No such doubts ever crossed Garcia’s mind. A member of his Lille side that won the league and cup double in France for the first time since 1946 two and a half years ago, Gervinho scored 15 and assisted 10 goals that season. Of all wingers and wide forwards only Cristiano Ronaldo [49] was involved in more than he was [25] across Europe’s top five leagues over the course of the 2010-11 campaign.
That’s why Arsenal wanted him and although it was time to take the next step in his career, Gervinho, when asked if it was a wrench departing Lille, told L’Équipe: “Above all it was tough to leave Garcia [under whom he’d also worked at Le Mans]. He still needs me and I still need him.”
Theirs has always been a special bond. Garcia understands Gervinho. He knows what makes him tick. “He needs to feel the confidence of a coach and of his teammates,” Garcia explained. Gervinho complained that he didn’t receive that towards the end of his spell at Arsenal. Both wanted a reunion. “We said that one day we’d love to work together again,” Gervinho revealed. “There’s mutual respect. He knows how to use me. He knows how to deal with me when I’m playing well and when I’m not. He’s someone who I know and who knows me.

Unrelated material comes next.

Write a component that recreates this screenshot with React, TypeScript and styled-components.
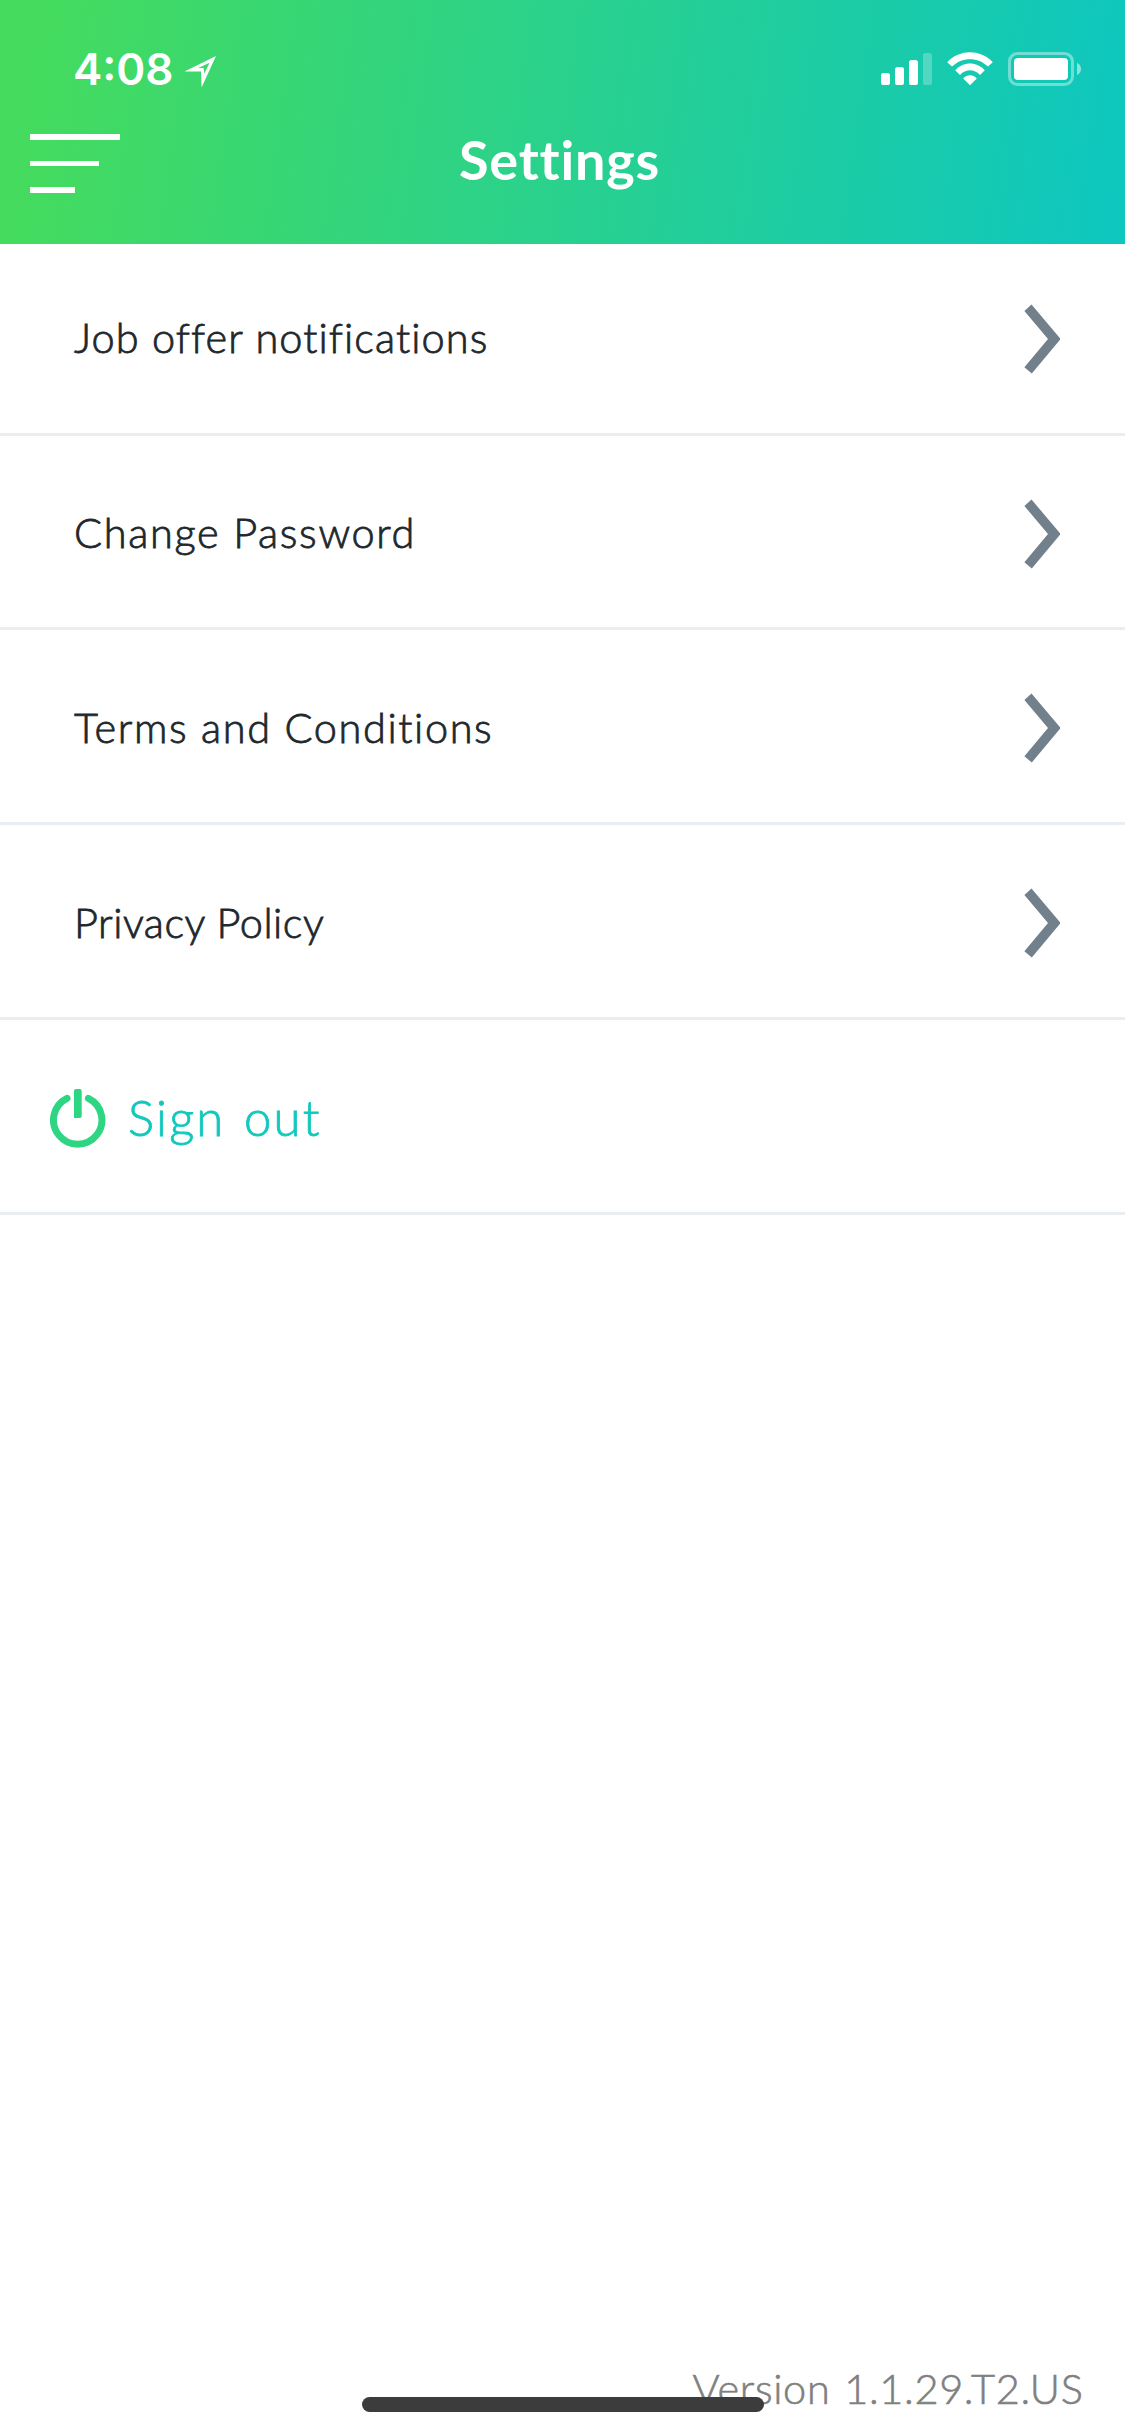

My adaptation will be easier.”
And so it proved, although journalists observing his first training sessions in pre-season at the mountain resort of Riscone di Brunico in the Dolomites joked to themselves that witnessing him play was like watching someone learn how to ski rather than practice football. Gervinho was all slalom dribbles and comedy wipeouts.

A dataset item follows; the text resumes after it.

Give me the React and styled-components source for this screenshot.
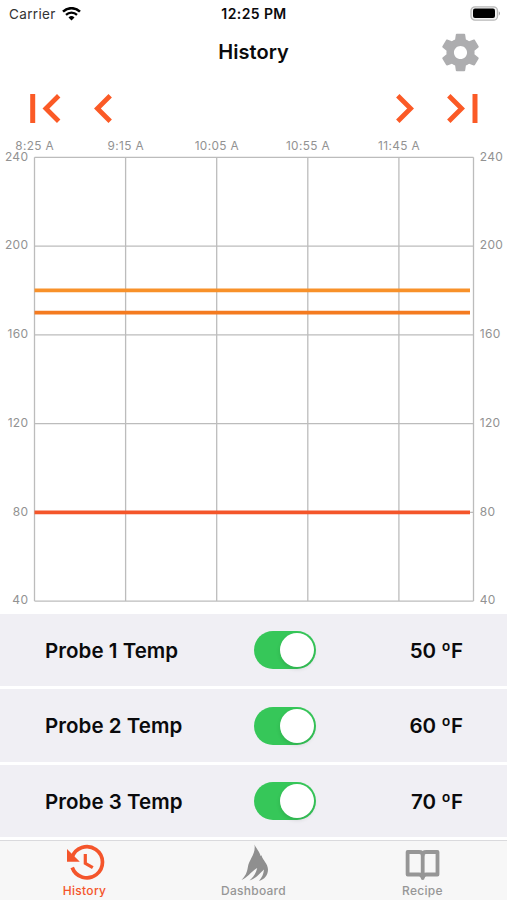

Even so, captain Francesco Totti was impressed. Asked by Il Messaggero which of Roma’s new signings has made the biggest impact on him, he spared a thought for each of them, but spent longest discussing Gervinho, who really seems to have captured his imagination. “I had seen him two or three times at Arsenal, but up close he is a beast,” Totti said. “If he scored [more] goals too he’d be like Cristiano Ronaldo and Roma would never have been able to sign him.”
Easy now, Francesco. Steady on. And yet maybe that’s precisely it: Gervinho is unsteady, swashbuckling just like the pirates in Salgari’s novels referenced by Romagnoli, a destabiliser. He sends defences in tilt. “You’ve got to understand that the scoring opportunities he creates don’t exist without him there,” Garcia claims. Many soon came to that realisation after Gervinho [and Totti] got hurt against Napoli. Deprived of him for over a month, Roma lost their unpredictability in attack. With Gervinho, they average 2.41 goals per game. Without him, only 1.

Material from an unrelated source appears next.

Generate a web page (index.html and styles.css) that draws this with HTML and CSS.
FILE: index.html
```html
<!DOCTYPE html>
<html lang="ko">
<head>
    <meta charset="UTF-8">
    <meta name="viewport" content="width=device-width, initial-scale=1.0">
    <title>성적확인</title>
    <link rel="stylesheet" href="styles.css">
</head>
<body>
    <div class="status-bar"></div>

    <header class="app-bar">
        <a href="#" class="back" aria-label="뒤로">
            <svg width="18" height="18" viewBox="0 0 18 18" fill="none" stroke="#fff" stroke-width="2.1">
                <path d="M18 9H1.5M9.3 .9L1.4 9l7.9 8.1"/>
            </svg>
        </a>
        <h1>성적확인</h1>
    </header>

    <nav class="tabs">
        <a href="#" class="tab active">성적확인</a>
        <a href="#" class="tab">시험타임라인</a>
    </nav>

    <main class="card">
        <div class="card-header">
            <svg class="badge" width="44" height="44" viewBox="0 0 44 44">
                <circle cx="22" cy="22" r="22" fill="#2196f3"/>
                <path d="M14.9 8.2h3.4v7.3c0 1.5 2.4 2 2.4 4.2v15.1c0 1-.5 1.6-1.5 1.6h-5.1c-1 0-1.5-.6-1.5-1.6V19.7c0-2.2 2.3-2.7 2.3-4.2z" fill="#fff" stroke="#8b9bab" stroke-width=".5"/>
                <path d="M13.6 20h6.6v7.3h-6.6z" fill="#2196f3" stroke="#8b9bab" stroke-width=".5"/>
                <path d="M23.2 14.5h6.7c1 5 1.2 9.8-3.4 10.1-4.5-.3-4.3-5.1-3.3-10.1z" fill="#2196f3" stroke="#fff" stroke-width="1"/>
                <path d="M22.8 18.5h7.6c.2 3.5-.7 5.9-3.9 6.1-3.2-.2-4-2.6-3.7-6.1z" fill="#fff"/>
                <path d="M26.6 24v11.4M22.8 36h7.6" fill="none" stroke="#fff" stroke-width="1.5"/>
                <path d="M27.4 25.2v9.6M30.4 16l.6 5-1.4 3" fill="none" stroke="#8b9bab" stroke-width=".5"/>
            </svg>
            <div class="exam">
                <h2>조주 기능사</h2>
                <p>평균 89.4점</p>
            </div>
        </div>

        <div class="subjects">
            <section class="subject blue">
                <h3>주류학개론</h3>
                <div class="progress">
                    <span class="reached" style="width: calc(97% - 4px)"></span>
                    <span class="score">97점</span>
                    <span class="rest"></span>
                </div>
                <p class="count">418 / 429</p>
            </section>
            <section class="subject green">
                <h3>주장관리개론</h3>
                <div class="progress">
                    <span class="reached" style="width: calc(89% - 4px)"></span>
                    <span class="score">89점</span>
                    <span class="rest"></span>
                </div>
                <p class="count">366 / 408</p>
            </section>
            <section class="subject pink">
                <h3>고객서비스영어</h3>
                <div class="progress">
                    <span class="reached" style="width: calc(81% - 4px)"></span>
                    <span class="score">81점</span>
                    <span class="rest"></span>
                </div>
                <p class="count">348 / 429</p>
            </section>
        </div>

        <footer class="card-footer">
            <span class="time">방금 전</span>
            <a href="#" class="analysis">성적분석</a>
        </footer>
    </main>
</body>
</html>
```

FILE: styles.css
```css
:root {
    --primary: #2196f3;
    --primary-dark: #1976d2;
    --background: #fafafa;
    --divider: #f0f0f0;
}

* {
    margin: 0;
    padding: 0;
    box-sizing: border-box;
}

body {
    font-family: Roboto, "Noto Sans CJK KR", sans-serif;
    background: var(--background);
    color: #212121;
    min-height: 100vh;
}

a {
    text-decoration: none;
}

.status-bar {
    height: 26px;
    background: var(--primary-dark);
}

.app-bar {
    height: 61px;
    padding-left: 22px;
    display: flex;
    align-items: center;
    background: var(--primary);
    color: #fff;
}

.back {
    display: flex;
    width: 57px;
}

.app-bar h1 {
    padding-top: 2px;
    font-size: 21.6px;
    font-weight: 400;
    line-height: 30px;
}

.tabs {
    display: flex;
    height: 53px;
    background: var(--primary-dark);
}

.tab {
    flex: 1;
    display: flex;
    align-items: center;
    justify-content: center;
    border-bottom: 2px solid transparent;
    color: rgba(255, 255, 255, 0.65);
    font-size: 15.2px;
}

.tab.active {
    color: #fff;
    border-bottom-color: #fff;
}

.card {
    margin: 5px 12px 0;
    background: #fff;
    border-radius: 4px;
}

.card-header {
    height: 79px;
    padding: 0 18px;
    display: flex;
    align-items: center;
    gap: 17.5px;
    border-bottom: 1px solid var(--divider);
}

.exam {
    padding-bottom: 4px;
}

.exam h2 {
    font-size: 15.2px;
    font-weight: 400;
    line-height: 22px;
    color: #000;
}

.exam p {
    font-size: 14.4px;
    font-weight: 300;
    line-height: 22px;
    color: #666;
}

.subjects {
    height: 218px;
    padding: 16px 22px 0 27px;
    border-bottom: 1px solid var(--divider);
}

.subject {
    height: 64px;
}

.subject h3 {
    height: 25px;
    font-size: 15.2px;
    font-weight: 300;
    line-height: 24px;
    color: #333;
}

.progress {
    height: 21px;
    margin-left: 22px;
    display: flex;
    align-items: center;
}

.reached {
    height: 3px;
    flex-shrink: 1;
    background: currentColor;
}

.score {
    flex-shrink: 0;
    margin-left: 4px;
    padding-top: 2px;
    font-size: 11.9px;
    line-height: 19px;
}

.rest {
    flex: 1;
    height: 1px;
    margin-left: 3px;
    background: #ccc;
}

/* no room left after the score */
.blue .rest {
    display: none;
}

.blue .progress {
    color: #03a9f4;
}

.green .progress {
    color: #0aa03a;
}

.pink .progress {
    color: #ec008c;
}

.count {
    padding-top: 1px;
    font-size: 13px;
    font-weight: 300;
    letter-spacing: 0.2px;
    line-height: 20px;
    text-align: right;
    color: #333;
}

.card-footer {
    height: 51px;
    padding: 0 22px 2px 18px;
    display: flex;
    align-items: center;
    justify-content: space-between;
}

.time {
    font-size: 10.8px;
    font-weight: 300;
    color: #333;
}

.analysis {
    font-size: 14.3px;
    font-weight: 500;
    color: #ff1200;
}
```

No one else can bring the same dynamic to their play and that dynamic is elasticity. Roma’s “best weapon”, according to their former caretaker, the Fiorentina coach Vincenzo Montella, is their “counter attack.” What makes it so dangerous is Gervinho.
“He doesn’t love playing on small pitches,” Garcia told Il Corriere dello Sport, “so we do training games on the big ones.” The rationale: give Gervinho space in behind to push the ball beyond a defender or two and/or run into and you’ll see the best of him. He can be devastating that way: 3 of his 6 goals have come on the counter this season. Only Atalanta’s German Denis and Torino’s Ciro Immobile match him in this respect in Serie A.
What Garcia believes makes him “a rare player in modern football” is that ability “to beat one or two men [and get separation] – of all wingers in Serie A Gervinho ranks 3rd for dribbles [2.65] per game - and also play through balls.” To add to his 6 goals in all competitions, which make him Roma’s top scorer [they have two other players on 5 goals a piece], Gervinho also has five assists.
Among wingers and wide forwards, he is 2nd for key passes per game [1.71]. Watch, for instance, his role in setting up Maicon and Mattia Destro’s goals against Fiorentina and Adem Ljajic’s against Hellas. Somehow he gets to the byline and then tiptoes along it like a tightrope walker.
The overriding emotion watching Gervinho this season is fun not frustration. While there have been some all too familiar how-did-you-miss-that moments, most notably at home to Catania, his decision-making has often been beyond reproach. At 57.1% his shooting accuracy is the best in his position [it’s actually 11% higher than his closest rival, Napoli’s Jose Antonio Callejon].
Scorer of the winner in last week’s Coppa Italia quarter-final against Juventus and Man of the Match at Hellas on Sunday, Romagnoli isn’t the only one to proclaim: “I love Gervinho.” Everybody at Roma does.